Another year, another attempted House coup
Call it the cuckoo coup. For the second time in two years, veteran Speaker of the House Rep. Calvin Say was faced with a mini-revolt among his Democratic colleagues. Younger members of the state House, already crowded with 44 Democrats, wanted their own time in the sun.
Say (D, St. Louis-Wilhelmina Rise-Palolo) has served 32 years in the House, going from not-too-powerful chairman of Culture and Arts to very powerful head of the Finance Committee before becoming speaker.
Coups are a part of life in politics and Say himself became House speaker in 1999 as a compromise offered by two factions.

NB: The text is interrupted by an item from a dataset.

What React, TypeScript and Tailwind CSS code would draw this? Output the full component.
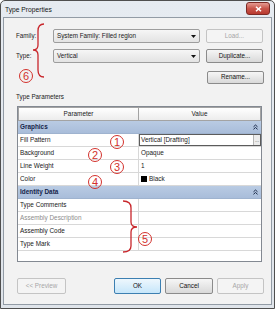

The odd thing about last week's attempt to unseat Say was that the dissident Democrats wanted to make some unspecified deal with the seven Republicans.
Say said when he heard about the plan, the speakership was first offered to Rep. Hermina Morita of Kauai.
"When Chair Morita (she heads the Energy and Environment Committee) got cold feet after she heard it was with the Republicans, they substituted Rep. (Sylvia) Luke," Say said.
Luke was unavailable for comment but several representatives in both the Say and dissident factions acknowledged, on the condition of anonymity, that Luke was indeed put up for speaker.
When other Democrats found out that the coup would only work with help from the GOP, at least four Democrats lost their revolutionary fervor. It takes at least 26 votes to become speaker, and it appears the dissidents never got above 20 or 25, even with the GOP.
"I think the individuals who initiated it didn't think it through," Say said, adding that he doubted the state Democratic Party would look favorably on Democrats holding hands with the GOP in an election year.
"They all have the opportunity to do what they have to do," Say said of his rivals. Turning philosophical, Say adds that "I was brought up to understand that what goes around comes around.
"They have to live with their conscience and question why so fast. How many years did it take me to be speaker? Twenty-two," Say says.
The struggle for leadership in the House and Senate is often considered the ultimate insider game and rarely gets much media play.
But remember in the Hawaii Legislature, when it is time to decide what bill lives, what program is cut or even how much money there is to spend, the last two coming out of the back room are the speaker of the House and the Senate president.